Tel Aviv’s Bauhaus
Tel Aviv—The rise of the new city of Tel Aviv and the Bauhaus school in Germany was an extraordinary confluence of events in the early years of the 20th century. Jews fleeing Europe seeking a new start and break from the past underpinned by a socialistic fervor. A school of architectural thought promoting new building technology, clean design devoid of non-functional ornament and using architecture and design to solve social problems. It didn’t hurt that many of the Jews fleeing to Palestine were architects who studied under the Bauhaus masters Walter Gropius, Hans Meyer and Mies van de Rohe until the rise of the Nazis in 1933. Many of the architects coming to Tel Aviv’s Mediterranean shores were also influenced by the work and ideas of Le Corbusier. In 2003, UNESCO named the “White City“of Tel Aviv a World Cultural Heritage site. As you walk around Tel Aviv, the “White City” moniker is not always apt.
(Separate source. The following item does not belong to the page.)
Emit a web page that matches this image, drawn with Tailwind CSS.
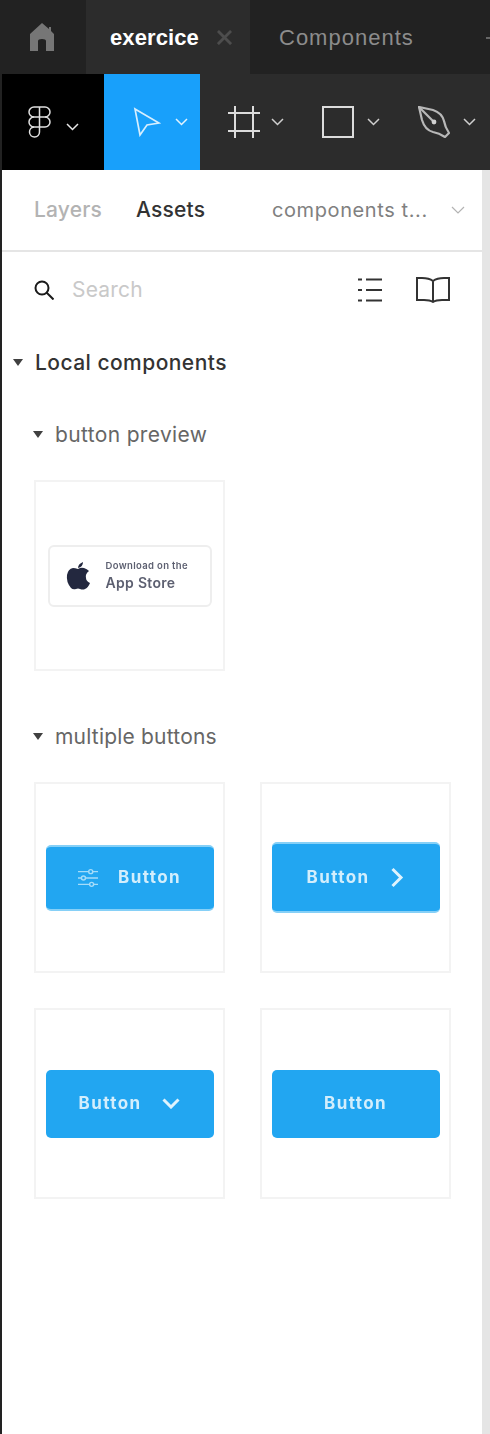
<!DOCTYPE html>
<html lang="en">
  <head>
    <meta charset="UTF-8" />
    <title>exercice - Assets</title>
    <script src="https://cdn.jsdelivr.net/npm/@tailwindcss/browser@4"></script>
  </head>
  <body class="bg-white font-['Inter',sans-serif] overflow-hidden">
    <div class="w-[490px] h-[1434px] flex flex-col overflow-hidden">
      <!-- tab bar -->
      <div class="h-[74px] flex bg-[#222222] shrink-0">
        <div class="w-[86px] flex items-center justify-center">
          <svg class="mr-[2px]" width="26" height="29" viewBox="0 0 26 29" fill="#767676"><path d="M13 0 L20 6 L20 4 L22 4 L22 8 L25 11 L25 28 L17 28 L17 18 Q17 16 13 16 Q9 16 9 18 L9 28 L1 28 L1 11 Z"/></svg>
        </div>
        <div class="w-[164px] bg-[#2c2c2c] flex items-center pl-[24px]">
          <span class="text-white text-[22px] font-bold tracking-[0.1px] leading-none font-['Liberation_Sans',sans-serif] mt-[2px]">exercice</span>
          <svg class="ml-[18px]" width="15" height="15" viewBox="0 0 16 16" stroke="#4d4d4d" stroke-width="3"><path d="M1 1 L15 15 M15 1 L1 15"/></svg>
        </div>
        <div class="flex-1 flex items-center pl-[29px] relative">
          <span class="text-[#8c8c8c] text-[22px] tracking-[1px] leading-none font-['Liberation_Sans',sans-serif] mt-[2px]">Components</span>
          <div class="absolute left-[236px] top-[37px] w-[4px] h-[2px] bg-[#666666]"></div>
        </div>
      </div>
      <!-- toolbar -->
      <div class="h-[96px] flex bg-[#2c2c2c] shrink-0">
        <div class="w-[2px] bg-[#222222]"></div>
        <div class="w-[102px] bg-black flex items-center pl-[26px]">
          <svg width="23" height="32" viewBox="0 0 23 32" fill="none" stroke="#e0e0e0" stroke-width="1.5">
            <path d="M6 1 H17 A5 5 0 0 1 17 11 H6 A5 5 0 0 1 6 1 Z"/>
            <path d="M11.5 1 V21"/>
            <path d="M6 11 A5 5 0 0 0 6 21 H17 A5 5 0 0 0 17 11"/>
            <path d="M6 21 A5 5 0 1 0 11.5 26 V21"/>
          </svg>
          <svg class="ml-[15px] mt-[10px]" width="13" height="8" viewBox="0 0 13 8" fill="none" stroke="#e8e8e8" stroke-width="1.5"><path d="M1 1 L6.5 6.5 L12 1"/></svg>
        </div>
        <div class="w-[96px] bg-[#18a0fb] flex items-center pl-[29px]">
          <svg width="28" height="30" viewBox="0 0 28 30" fill="none" stroke="#d6eefe" stroke-width="1.7"><path d="M2 2 L26 16 L14 18 L7 28 Z"/></svg>
          <svg class="ml-[14px]" width="13" height="8" viewBox="0 0 13 8" fill="none" stroke="#e3f3fe" stroke-width="1.5"><path d="M1 1 L6.5 6.5 L12 1"/></svg>
        </div>
        <div class="w-[96px] flex items-center pl-[28px]">
          <svg width="32" height="32" viewBox="0 0 32 32" fill="none" stroke="#dcdcdc" stroke-width="2"><path d="M7 0 V32 M25 0 V32 M0 7 H32 M0 25 H32"/></svg>
          <svg class="ml-[11px]" width="13" height="8" viewBox="0 0 13 8" fill="none" stroke="#cfcfcf" stroke-width="1.5"><path d="M1 1 L6.5 6.5 L12 1"/></svg>
        </div>
        <div class="w-[96px] flex items-center pl-[26px]">
          <div class="w-[32px] h-[32px] border-2 border-[#dcdcdc]"></div>
          <svg class="ml-[13px]" width="13" height="8" viewBox="0 0 13 8" fill="none" stroke="#cfcfcf" stroke-width="1.5"><path d="M1 1 L6.5 6.5 L12 1"/></svg>
        </div>
        <div class="flex-1 flex items-center pl-[26px]">
          <svg width="32" height="32" viewBox="0 0 32 32" fill="none" stroke="#b8b8b8" stroke-width="2.2"><path d="M1 1 L15 4 Q24 7 26 15 Q27 21 31 27 L27 31 Q21 27 15 26 Q7 24 4 14 Z"/><path d="M1 1 L15 15"/><circle cx="16" cy="16" r="2.4" fill="#d0d0d0" stroke="none"/></svg>
          <svg class="ml-[13px]" width="13" height="8" viewBox="0 0 13 8" fill="none" stroke="#cfcfcf" stroke-width="1.5"><path d="M1 1 L6.5 6.5 L12 1"/></svg>
        </div>
      </div>
      <!-- panel -->
      <div class="flex-1 flex">
        <div class="w-[2px] bg-[#222222]"></div>
        <div class="w-[480px] flex flex-col">
          <div class="h-[82px] flex items-center border-b-2 border-[#e5e5e5] pl-[32px] shrink-0 relative">
            <span class="w-[102px] text-[#b3b3b3] text-[21px] font-medium tracking-[0.2px]">Layers</span>
            <span class="w-[136px] text-[#333333] text-[21px] font-medium tracking-[0.2px]">Assets</span>
            <span class="w-[179px] text-[#808080] text-[20px] tracking-[0.6px] whitespace-nowrap">components t...</span>
            <svg width="14" height="8" viewBox="0 0 14 8" fill="none" stroke="#b3b3b3" stroke-width="1.2"><path d="M1 1 L7 7 L13 1"/></svg>
          </div>
          <div class="h-[76px] flex items-center pl-[32px] shrink-0">
            <svg width="20" height="20" viewBox="0 0 20 20" fill="none" stroke="#1a1a1a" stroke-width="2"><circle cx="8" cy="8" r="6.5"/><path d="M12.5 12.5 L19.5 19.5"/></svg>
            <span class="w-[304px] pl-[18px] text-[#c9c9c9] text-[21px] tracking-[0.2px] shrink-0">Search</span>
            <svg width="24" height="24" viewBox="0 0 24 24" stroke="#333333" stroke-width="2"><path d="M0 1.5 H4 M8 1.5 H24 M0 12 H4 M8 12 H24 M0 22.5 H4 M8 22.5 H24"/></svg>
            <svg class="ml-[34px]" width="34" height="26" viewBox="0 0 34 26" fill="none" stroke="#333333" stroke-width="2"><path d="M17 24 V4 Q13 1 6 1 H1 V23 H8 Q14 23 17 25 Q20 23 26 23 H33 V1 H28 Q21 1 17 4"/></svg>
          </div>
          <!-- local components -->
          <div class="h-[20px] mt-[24px] flex items-center pl-[11px] shrink-0">
            <div class="w-0 h-0 border-l-[5px] border-r-[5px] border-t-[7px] border-l-transparent border-r-transparent border-t-[#404040]"></div>
            <span class="ml-[12px] text-[#333333] text-[21px] font-medium tracking-[0.45px] leading-none">Local components</span>
          </div>
          <div class="h-[20px] mt-[52px] flex items-center pl-[31px] shrink-0">
            <div class="w-0 h-0 border-l-[5px] border-r-[5px] border-t-[7px] border-l-transparent border-r-transparent border-t-[#404040]"></div>
            <span class="ml-[12px] text-[#666666] text-[21px] tracking-[0.35px] leading-none">button preview</span>
          </div>
          <div class="mt-[36px] ml-[32px] w-[191px] h-[191px] border-2 border-[#f3f3f3] flex items-center justify-center shrink-0">
            <div class="w-[164px] h-[62px] rounded-[6px] border-2 border-[#eeeeee] bg-white flex items-center pl-[16px] blur-[0.5px]">
              <svg width="24" height="28" viewBox="0 0 24 28" fill="#23283f"><path d="M12 7 Q15 5 18 6 Q21 7 23 9 Q19 12 20 16 Q20 19 24 21 Q22 26 19 27 Q17 28 14 27 Q12 26 10 27 Q7 28 5 26 Q0 20 1 13 Q2 7 7 6 Q9 6 12 7 Z M12 6 Q12 2 17 0 Q17 5 12 6 Z"/></svg>
              <div class="ml-[16px] flex flex-col whitespace-nowrap">
                <span class="text-[#5c5f70] text-[9.5px] font-semibold tracking-[0.35px] leading-[10px]">Download on the</span>
                <span class="mt-[4px] text-[#5c5f70] text-[14px] font-semibold tracking-[0.3px] leading-[16px]">App Store</span>
              </div>
            </div>
          </div>
          <div class="h-[20px] mt-[55px] flex items-center pl-[31px] shrink-0">
            <div class="w-0 h-0 border-l-[5px] border-r-[5px] border-t-[7px] border-l-transparent border-r-transparent border-t-[#404040]"></div>
            <span class="ml-[12px] text-[#666666] text-[21px] tracking-[0.2px] leading-none">multiple buttons</span>
          </div>
          <div class="mt-[36px] ml-[32px] grid grid-cols-[191px_191px] gap-x-[35px] gap-y-[35px]">
            <div class="h-[191px] border-2 border-[#f3f3f3] flex items-center justify-center">
              <div class="w-[168px] h-[66px] rounded-[5px] bg-[#22a6f1] border-y-2 border-[#86d0f7] flex items-center justify-center gap-[20px] text-[#d3eefc] text-[17px] font-bold tracking-[1.4px] blur-[0.4px]">
                <svg width="20" height="20" viewBox="0 0 22 20" fill="none" stroke="#a5dcf9" stroke-width="1.6"><path d="M0 3 H22 M0 10 H22 M0 17 H22"/><circle cx="14" cy="3" r="2.2" fill="#22a6f1"/><circle cx="6" cy="10" r="2.2" fill="#22a6f1"/><circle cx="15" cy="17" r="2.2" fill="#22a6f1"/></svg>
                <span>Button</span>
              </div>
            </div>
            <div class="h-[191px] border-2 border-[#f3f3f3] flex items-center justify-center">
              <div class="w-[168px] h-[71px] rounded-[5px] bg-[#22a6f1] border-y-2 border-[#86d0f7] flex items-center justify-center gap-[21px] text-[#d3eefc] text-[17px] font-bold tracking-[1.4px] blur-[0.4px]">
                <span>Button</span>
                <svg width="14" height="21" viewBox="0 0 13 21" fill="none" stroke="#dff3fd" stroke-width="3"><path d="M2 2 L10.5 10.5 L2 19"/></svg>
              </div>
            </div>
            <div class="h-[191px] border-2 border-[#f3f3f3] flex items-center justify-center">
              <div class="w-[168px] h-[68px] rounded-[5px] bg-[#22a6f1] flex items-center justify-center gap-[21px] text-[#d3eefc] text-[17px] font-bold tracking-[1.4px] blur-[0.4px]">
                <span>Button</span>
                <svg width="18" height="11" viewBox="0 0 18 11" fill="none" stroke="#dff3fd" stroke-width="3"><path d="M1.5 1.5 L9 9 L16.5 1.5"/></svg>
              </div>
            </div>
            <div class="h-[191px] border-2 border-[#f3f3f3] flex items-center justify-center">
              <div class="w-[168px] h-[68px] rounded-[5px] bg-[#22a6f1] flex items-center justify-center text-[#d3eefc] text-[17px] font-bold tracking-[1.4px] blur-[0.4px]">
                <span>Button</span>
              </div>
            </div>
          </div>
        </div>
        <div class="w-[8px] bg-[#e5e5e5]"></div>
      </div>
    </div>
  </body>
</html>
Many of the 4,000 International-style buildings need repair, but that is not cheap. According to the Bauhaus Center’s audio tour I did, it costs $250,000 to restore the exterior of these buildings. Here are some initial shots from my tour. More to come.
Pictured above and below is the 1936 “Thermometer House,” designed by Yehuda Lulka. While one of the key principles of Bauhaus/International Style architecture is a lack of ornament, the architects in Tel Aviv incorporated ornamental features with function. The thermometer-style window allows light into the stairway so electricity is not needed during the day.